Wo sich nun schon die ganze Familie auf dem Blog tummelt, verstand es sich von selbst, dass ich auch Julia nach ihrem Lieblingskinderbuch befragte. Und sie antwortete mit einem Klassiker der amerikanischen Kinderliteratur:
„Es gibt Bücher, die lesen sich wie Butter! Die machen einem beim Vorlesen einfach Spaß, weil JEDES Wort sitzt! Der amerikanische Autor und Illustrator Arnold Lobel (*1933, +1987) verstand definitiv sein Handwerk, weshalb seine Bücher im Amerika der 70er zu Kinderbuchklassikern avancierten. In Deutschland sind sie weniger bekannt, was sehr schade ist, denn: Frosch und Kröte ist so ein Ich-lese-mich-wie-Butter-Buch!
Frosch und Kröte sind beste Freunde. Frosch ist unternehmungslustig und positiv eingestellt, oft der Verständigere der beiden Freunde. Kröte ist sehr emotional und kann schlechte Laune, Ärger und Entäuschung schlecht zurückhalten. Sie sind ein unzertrennliches Team (im amerikanischen Original übrigens beide männlich) und erleben gemeinsam alltägliche Abenteuer.
Als Leser lernen wir dabei so einiges über Mut, Freude, Angst, Scham, Mitgefühl, wahre Freundschaft und über persönliche kleine Schwächen. Ob 40 oder vier Jahre alt, wir müssen uns einfach mit den beiden Protagonisten identifizieren: Wir erkennen uns in der maulenden Kröte wieder, die vom Frühaufsteher Frosch aus ihrem Winterschlaf geweckt wird und nicht aus den Federn kommt. Frosch muss zu einer List greifen und den Kalender fälschen, um Kröte zum Aufstehen zu bewegen. Wir freuen uns mit Kröte über die erste Post ihres Lebens und suchen mit den beiden Freunden verlorene Knöpfe. Wir durchleben das ganze emotionale Spektrum eines Froschs und einer Kröte, die meist doch allzu menschlich scheinen!
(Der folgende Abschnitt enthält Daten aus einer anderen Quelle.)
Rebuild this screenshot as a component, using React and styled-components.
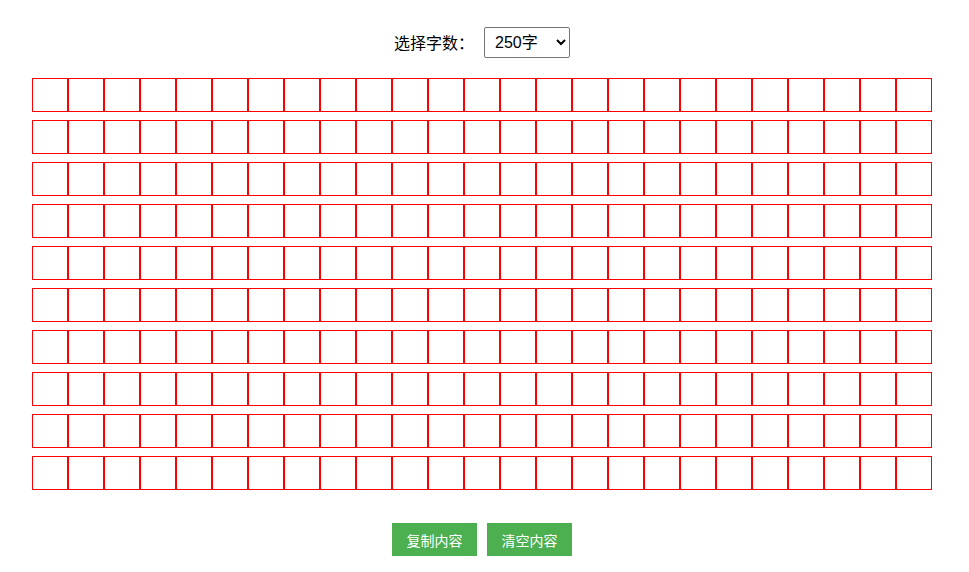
import { useState } from 'react';
import styled, { createGlobalStyle } from 'styled-components';

const GlobalStyle = createGlobalStyle`
  body {
    margin: 0;
    background: #fff;
    font-family: "Noto Sans CJK SC", "Noto Sans", sans-serif;
    color: #000;
  }
`;

const Page = styled.div`
  width: 900px;
  padding: 27px 0 0 32px;
`;

const Toolbar = styled.div`
  display: flex;
  align-items: center;
  justify-content: center;
  gap: 10px;
  height: 31px;
  margin-bottom: 20px;
`;

const Label = styled.label`
  font-size: 16px;
  line-height: 31px;
`;

const CountSelect = styled.select`
  width: 86px;
  height: 31px;
  font-size: 16px;
  font-family: "Liberation Sans", "Noto Sans CJK SC", sans-serif;
  padding: 0 4px 0 6px;
  border: 1px solid #767676;
  border-radius: 2px;
  background: #fff;
  color: #000;
`;

const Grid = styled.div`
  display: flex;
  flex-direction: column;
  gap: 8px;
`;

const Row = styled.div`
  display: flex;
`;

const Cell = styled.div`
  box-sizing: border-box;
  width: 36px;
  height: 34px;
  border: 1px solid #f00;
`;

const Actions = styled.div`
  display: flex;
  justify-content: center;
  gap: 10px;
  margin-top: 33px;
`;

const ActionButton = styled.button`
  width: 85px;
  height: 33px;
  padding: 0;
  border: none;
  background: #4caf50;
  color: #fff;
  font-size: 14px;
  font-family: "Noto Sans CJK SC", "Noto Sans", sans-serif;
  cursor: pointer;
`;

const COLS = 25;

const App = () => {
  const [count, setCount] = useState(250);
  const rows = Math.ceil(count / COLS);

  return (
    <>
      <GlobalStyle />
      <Page>
        <Toolbar>
          <Label htmlFor="count">选择字数：</Label>
          <CountSelect id="count" value={count} onChange={(e) => setCount(Number(e.target.value))}>
            <option value={100}>100字</option>
            <option value={200}>200字</option>
            <option value={250}>250字</option>
            <option value={300}>300字</option>
            <option value={400}>400字</option>
            <option value={500}>500字</option>
          </CountSelect>
        </Toolbar>
        <Grid>
          {Array.from({ length: rows }, (_, r) => (
            <Row key={r}>
              {Array.from({ length: COLS }, (_, c) => (
                <Cell key={c} />
              ))}
            </Row>
          ))}
        </Grid>
        <Actions>
          <ActionButton>复制内容</ActionButton>
          <ActionButton>清空内容</ActionButton>
        </Actions>
      </Page>
    </>
  );
};

export default App;
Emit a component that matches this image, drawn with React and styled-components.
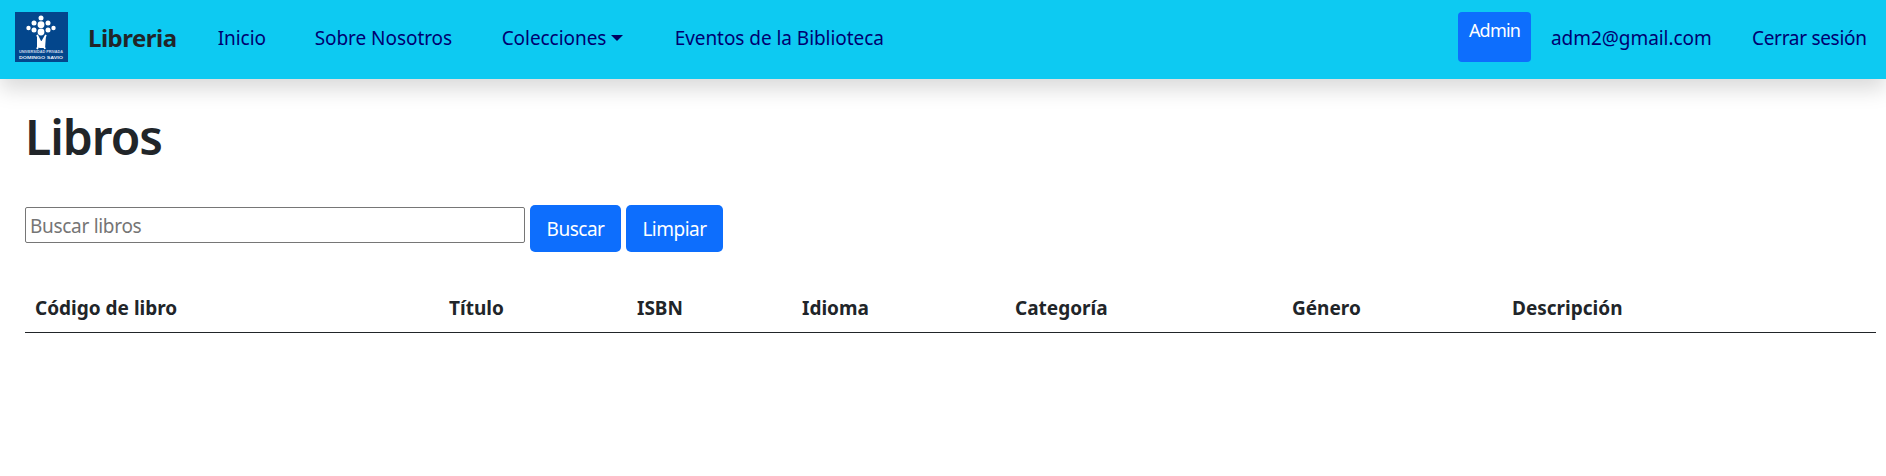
import React from "react";
import styled, { createGlobalStyle } from "styled-components";

const GlobalStyle = createGlobalStyle`
  * { box-sizing: border-box; }
  body {
    margin: 0;
    background: #fff;
    color: #212529;
    font-family: "Noto Sans", "Open Sans", sans-serif;
    font-size: 19px;
    overflow: hidden;
  }
`;

const Navbar = styled.nav`
  display: flex;
  align-items: center;
  height: 79px;
  padding: 0 17px 5px 15px;
  background: #0dcaf2;
  box-shadow: 0 10px 20px rgba(0, 0, 0, 0.15);
`;
const Logo = styled.svg`
  display: block;
  width: 53px;
  height: 50px;
  flex: none;
`;
const Brand = styled.a`
  margin-left: 20px;
  font-size: 24px;
  font-weight: 700;
  letter-spacing: -0.5px;
  color: #212529;
`;
const Links = styled.div`
  display: flex;
  align-items: center;
  margin-left: 41px;
`;
const NavLink = styled.a`
  width: ${(p) => p.$width}px;
  flex: none;
  padding-top: 1px;
  color: #000070;
  font-size: 19px;
  letter-spacing: -0.05px;
  white-space: nowrap;
`;
const Caret = styled.span`
  display: inline-block;
  margin-left: 5px;
  vertical-align: 4px;
  border-top: 6px solid #000060;
  border-left: 6px solid transparent;
  border-right: 6px solid transparent;
`;
const UserArea = styled.div`
  display: flex;
  align-items: center;
  margin-left: auto;
`;
const RoleBadge = styled.span`
  display: block;
  width: 73px;
  height: 50px;
  padding-top: 6px;
  border-radius: 4px;
  background: #0d6efd;
  color: #fff;
  font-size: 18px;
  letter-spacing: -0.8px;
  text-align: center;
`;
const Email = styled(NavLink)`
  margin-left: 20px;
`;
const Logout = styled(NavLink)`
  letter-spacing: -0.3px;
`;
const Main = styled.main`
  padding: 0 10px 0 25px;
`;
const Title = styled.h1`
  margin: 28px 0 0;
  height: 59px;
  font-size: 48px;
  font-weight: 600;
  line-height: 59px;
  letter-spacing: -1px;
`;
const SearchRow = styled.form`
  display: flex;
  align-items: center;
  gap: 5px;
  margin-top: 39px;
`;
const SearchInput = styled.input`
  width: 500px;
  height: 36px;
  margin-top: -8px;
  padding: 2px 4px 0;
  border: 1px solid #767676;
  border-radius: 2px;
  font: inherit;
  font-size: 19px;
  letter-spacing: -0.3px;
  &::placeholder { color: #757575; opacity: 1; }
`;
const Button = styled.button`
  width: ${(p) => p.$width}px;
  height: 47px;
  padding: 0;
  border: 0;
  border-radius: 5px;
  background: #0d6efd;
  color: #fff;
  font: inherit;
  font-size: 19px;
  letter-spacing: -0.5px;
`;
const Table = styled.table`
  width: 100%;
  margin-top: 32px;
  border-collapse: collapse;
  table-layout: fixed;
`;
const HeadCell = styled.th`
  width: ${(p) => p.$width}px;
  height: 48px;
  padding: 0 10px;
  border-bottom: 1px solid #212529;
  font-size: 19px;
  font-weight: 700;
  letter-spacing: 0;
  text-align: left;
`;

const columns = [
  ["Código de libro", 414],
  ["Título", 188],
  ["ISBN", 165],
  ["Idioma", 213],
  ["Categoría", 277],
  ["Género", 220],
  ["Descripción", 374],
];

const SchoolLogo = () => (
  <Logo viewBox="0 0 53 50">
    <rect width="53" height="50" fill="#03468c" />
    <g fill="#fff">
      <circle cx="26" cy="6" r="2.5" />
      <circle cx="19" cy="11" r="2.5" />
      <circle cx="26" cy="12.7" r="3.4" />
      <circle cx="33" cy="11" r="2.5" />
      <circle cx="13.5" cy="16" r="2.2" />
      <circle cx="19" cy="18" r="2.5" />
      <circle cx="33" cy="18" r="2.5" />
      <circle cx="38.5" cy="16" r="2.2" />
      <circle cx="26" cy="20" r="3.4" />
    </g>
    <path d="M22 23 L25.5 30 L22 37 M31 23 L27 30 L30 37 M25 30 H28 V35 H25 Z" fill="#fff" stroke="#fff" strokeWidth="1.8" />
    <text x="4" y="41" textLength="44" lengthAdjust="spacingAndGlyphs" fill="#c8d8ea" fontSize="3" fontWeight="700" fontFamily="Liberation Sans, sans-serif">UNIVERSIDAD PRIVADA</text>
    <text x="4" y="46.5" textLength="44" lengthAdjust="spacingAndGlyphs" fill="#e4edf6" fontSize="3.8" fontWeight="700" fontFamily="Liberation Sans, sans-serif">DOMINGO SAVIO</text>
  </Logo>
);

export default function App() {
  return (
    <>
      <GlobalStyle />
      <Navbar>
        <SchoolLogo />
        <Brand>Libreria</Brand>
        <Links>
          <NavLink $width={97}>Inicio</NavLink>
          <NavLink $width={187}>Sobre Nosotros</NavLink>
          <NavLink $width={173}>
            Colecciones<Caret />
          </NavLink>
          <NavLink $width={220}>Eventos de la Biblioteca</NavLink>
        </Links>
        <UserArea>
          <RoleBadge>Admin</RoleBadge>
          <Email $width={201}>adm2@gmail.com</Email>
          <Logout $width={117}>Cerrar sesión</Logout>
        </UserArea>
      </Navbar>
      <Main>
        <Title>Libros</Title>
        <SearchRow>
          <SearchInput placeholder="Buscar libros" />
          <Button type="button" $width={91}>Buscar</Button>
          <Button type="button" $width={97}>Limpiar</Button>
        </SearchRow>
        <Table>
          <thead>
            <tr>
              {columns.map(([label, width]) => (
                <HeadCell key={label} $width={width}>{label}</HeadCell>
              ))}
            </tr>
          </thead>
        </Table>
      </Main>
    </>
  );
}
Das große Buch von Frosch und Kröte, dtv 2015
Die Geschichten behandeln auch philosophische Ideen, wie etwa „die Kunst der Geduld“. Oder so abstrakte Begriffe wie „Willensstärke“ erklären sich dem Leser, als Frosch und Kröte diese beweisen wollen, jedoch an einer Dose mit Keksen scheitern. In einer Geschichte besteht Kröte darauf, in ihrem Badeanzug schwimmen zugehen, weil sie sich anscheinend nackt geniert. Aber in ihrem Badeanzug schämt sie sich genauso und verlangt von den anderen Tieren, wegzuschauen bevor sie aus dem Wasser steigt. So erregt sie allerdings erst recht deren Aufmerksamkeit und alle wollen nun diesen „komischen“ Badeanzug sehen. Das Problem scheint also, wie so oft, eher bei Kröte zu liegen.
Die Illustrationen von Arnold Lobel, die den Text begleiten (Lobel war Autor und Illustrator in Personalunion) sind so klar und auf dem Punkt wie der Text. Braun und grün kolorierte Zeichnungen, angenehm altmodisch, sehr auf die Emotion der Protagonisten fokussiert!
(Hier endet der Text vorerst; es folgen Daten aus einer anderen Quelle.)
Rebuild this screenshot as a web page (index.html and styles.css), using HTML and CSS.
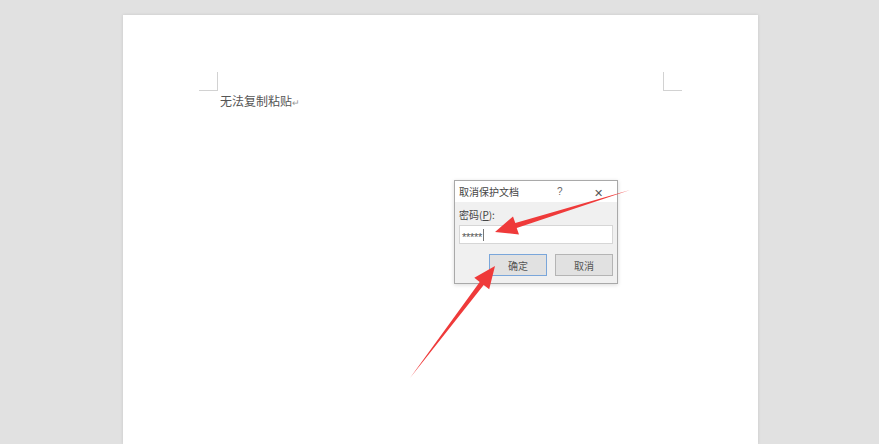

Die äußerst humorvollen Geschichten eignen sich zum Vorlesen für Kinder ab drei Jahren genauso wie für Erstleser in der Grundschule. Frosch und Kröte ist bei dtv als Sammelband erschienen. Wer findet, sollte sich aber die alten Einzelbände von Carlsen antiquarisch zulegen, denn diese sind, wie ich finde, besser übersetzt.“
Arnold Lobel: Das große Buch von Frosch und Kröte (Übersetzung: Tilde Michels). dtv 2015, ab fünf Jahren, 12,95 €.